Few people expected Tarver to be hit the way - and with the frequency - that Bernard Hopkins assaulted him with. Few outside of Hopkins' tight circle believed he could lift the level of his performance one last time.

When he did, his promoter and former opponent, Oscar De La Hoya, shook his head in wonderment at what he had seen, admiring both at what Hopkins had done to Tarver and what he might still be able to do if he chose to fight on.

"It would be wonderful for my company if he kept fighting but at Golden Boy Promotions we leave it up to the fighter,'' De La Hoya said. "You saw him. He can fight until he's 50!''

Perhaps but Hopkins assured after the fight that there would be no more fights, except with rival promoters in his role as the president of the East Coast branch of De La Hoya's growing promotional company. Despite the brilliance of his final night, a brilliance that left Antonio Tarver's eyes tried to hide behind designer sunglasses, he proved as wise outside the ring as he'd been inside it.

"I'm done,'' Hopkins said. "There's nothing else to do. Let's keep it real, you all. I got no axe to grind with nobody. I just had to expose tonight what this business is all about. I don't need to risk anything else.

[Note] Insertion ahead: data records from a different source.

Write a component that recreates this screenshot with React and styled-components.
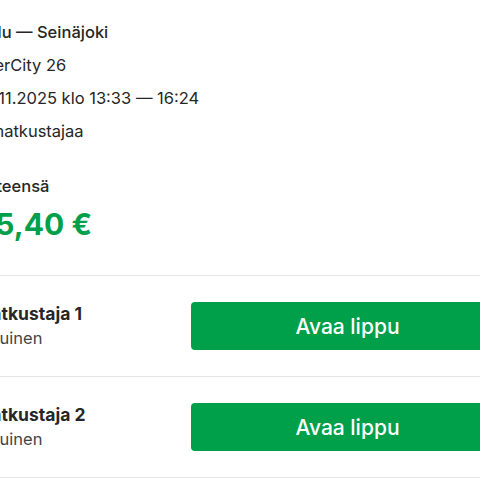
import React from "react";
import styled, { createGlobalStyle } from "styled-components";

const GlobalStyle = createGlobalStyle`
  html, body {
    margin: 0;
    background: #ffffff;
    overflow: hidden;
  }
  body {
    font-family: Inter, "Noto Sans", sans-serif;
    color: #262626;
  }
`;

const Page = styled.div`
  width: 529px;
  margin-left: -25px;
`;

const Summary = styled.section`
  padding: 20px 0 29px;
  display: flex;
  flex-direction: column;
`;

const InfoLine = styled.div`
  font-size: 16.5px;
  line-height: 24px;
  font-weight: ${({ $strong }) => ($strong ? 500 : 400)};
  margin-bottom: 9px;
`;

const TotalLabel = styled.div`
  margin-top: 22px;
  font-size: 16.5px;
  line-height: 24px;
  font-weight: 500;
`;

const TotalAmount = styled.div`
  margin-top: 4px;
  font-size: 30px;
  line-height: 44px;
  font-weight: 700;
  color: #00a04a;
`;

const PassengerRow = styled.div`
  display: flex;
  align-items: center;
  justify-content: space-between;
  padding: 26px 0;
  border-top: 1px solid #e6e6e6;
  &:last-child {
    border-bottom: 1px solid #e6e6e6;
  }
`;

const PassengerInfo = styled.div`
  display: flex;
  flex-direction: column;
`;

const PassengerName = styled.div`
  font-size: 17.5px;
  line-height: 24px;
  font-weight: 700;
`;

const PassengerType = styled.div`
  font-size: 16.5px;
  line-height: 24px;
  color: #444;
`;

const TicketButton = styled.button`
  width: 313px;
  height: 48px;
  border: none;
  border-radius: 4px;
  background: #00a04a;
  color: #ffffff;
  font-family: inherit;
  font-size: 21px;
  font-weight: 500;
  cursor: pointer;
`;

const passengers = [
  { name: "Matkustaja 1", type: "Aikuinen" },
  { name: "Matkustaja 2", type: "Aikuinen" },
];

const App = () => {
  return (
    <>
      <GlobalStyle />
      <Page>
        <Summary>
          <InfoLine $strong>Oulu — Seinäjoki</InfoLine>
          <InfoLine>InterCity 26</InfoLine>
          <InfoLine>24.11.2025 klo 13:33 — 16:24</InfoLine>
          <InfoLine>2 matkustajaa</InfoLine>
          <TotalLabel>Yhteensä</TotalLabel>
          <TotalAmount>45,40 €</TotalAmount>
        </Summary>
        <div>
          {passengers.map((p) => (
            <PassengerRow key={p.name}>
              <PassengerInfo>
                <PassengerName>{p.name}</PassengerName>
                <PassengerType>{p.type}</PassengerType>
              </PassengerInfo>
              <TicketButton>Avaa lippu</TicketButton>
            </PassengerRow>
          ))}
        </div>
      </Page>
    </>
  );
};

export default App;
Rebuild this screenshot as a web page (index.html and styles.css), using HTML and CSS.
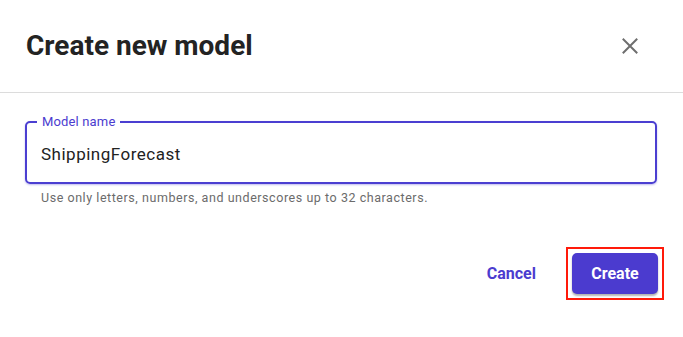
FILE: index.html
```html
<!DOCTYPE html>
<html lang="en">
<head>
<meta charset="utf-8">
<title>Create new model</title>
<link rel="stylesheet" href="styles.css">
</head>
<body>
<div class="dialog">
  <header class="dialog-header">
    <h1 class="dialog-title">Create new model</h1>
    <button class="close-btn" aria-label="Close">
      <svg width="16" height="16" viewBox="0 0 16 16" aria-hidden="true">
        <path d="M1.5 1.5 L14.5 14.5 M14.5 1.5 L1.5 14.5" stroke="#6e6e6e" stroke-width="2" fill="none" stroke-linecap="square"/>
      </svg>
    </button>
  </header>
  <main class="dialog-body">
    <fieldset class="field">
      <legend class="field-label">Model name</legend>
      <div class="field-value">ShippingForecast</div>
    </fieldset>
    <p class="field-help">Use only letters, numbers, and underscores up to 32 characters.</p>
  </main>
  <footer class="dialog-footer">
    <button class="btn-link">Cancel</button>
    <span class="highlight"><button class="btn-primary">Create</button></span>
  </footer>
</div>
</body>
</html>
```

FILE: styles.css
```css
* { box-sizing: border-box; }

html, body {
  margin: 0;
  padding: 0;
  background: #ffffff;
}

body {
  font-family: Roboto, "Noto Sans", "Liberation Sans", sans-serif;
  color: #222222;
}

.dialog {
  width: 683px;
  height: 337px;
  background: #ffffff;
}

.dialog-header {
  display: flex;
  align-items: center;
  justify-content: space-between;
  padding: 29px 41px 29px 26px;
  border-bottom: 1px solid #dcdcdc;
  height: 93px;
}

.dialog-title {
  margin: 0;
  font-size: 28px;
  line-height: 34px;
  font-weight: 700;
  color: #232323;
}

.close-btn {
  width: 24px;
  height: 24px;
  padding: 4px;
  margin: 0;
  border: 0;
  background: transparent;
  display: flex;
  align-items: center;
  justify-content: center;
  cursor: pointer;
}

.close-btn svg { display: block; }

.dialog-body {
  padding: 21px 26px 0 25px;
}

.field {
  margin: 0;
  padding: 14px 10px 18px 10px;
  border: 2px solid #4b3fd1;
  border-radius: 5px;
  box-shadow: 0 1px 2px rgba(75, 63, 209, 0.35);
  min-inline-size: 0;
}

.field-label {
  padding: 0 5px;
  font-size: 13px;
  line-height: 16px;
  letter-spacing: 0.15px;
  color: #4b3ccf;
}

.field-value {
  padding-left: 4px;
  font-size: 17px;
  line-height: 20px;
  letter-spacing: 0.5px;
  color: #222222;
}

.field-help {
  margin: 6px 0 0 16px;
  font-size: 12.5px;
  line-height: 16px;
  letter-spacing: 0.55px;
  color: #6b6b6b;
}

.dialog-footer {
  display: flex;
  justify-content: flex-end;
  align-items: center;
  gap: 11px;
  padding: 41px 19px 0 26px;
}

.btn-link {
  font-family: inherit;
  font-size: 16px;
  font-weight: 700;
  color: #4b3ccf;
  background: transparent;
  border: 0;
  padding: 0 19px;
  height: 40px;
  cursor: pointer;
}

.highlight {
  display: block;
  border: 2px solid #ff1a0a;
  padding: 4px;
  line-height: 0;
}

.btn-primary {
  font-family: inherit;
  font-size: 16px;
  line-height: 20px;
  font-weight: 700;
  color: #ffffff;
  background: #4b3bcf;
  border: 0;
  border-radius: 5px;
  width: 86px;
  height: 41px;
  padding: 0;
  box-shadow: 0 2px 2px rgba(0, 0, 0, 0.3);
  cursor: pointer;
}
```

"After trying to prove myself all my life since I left prison (at 22) I've learned how to be humble. At the end of the day, I believe love me or hate me, everybody respects me''

Sitting quietly at the opposite end of the dais certainly one man did. Antonio Tarver softly clapped his hands along with the crowd sitting at the post-fight perss conference in muted agreement with the man who had just given him a harsh reminder that, sometimes, an old warrior is still a dangerous one.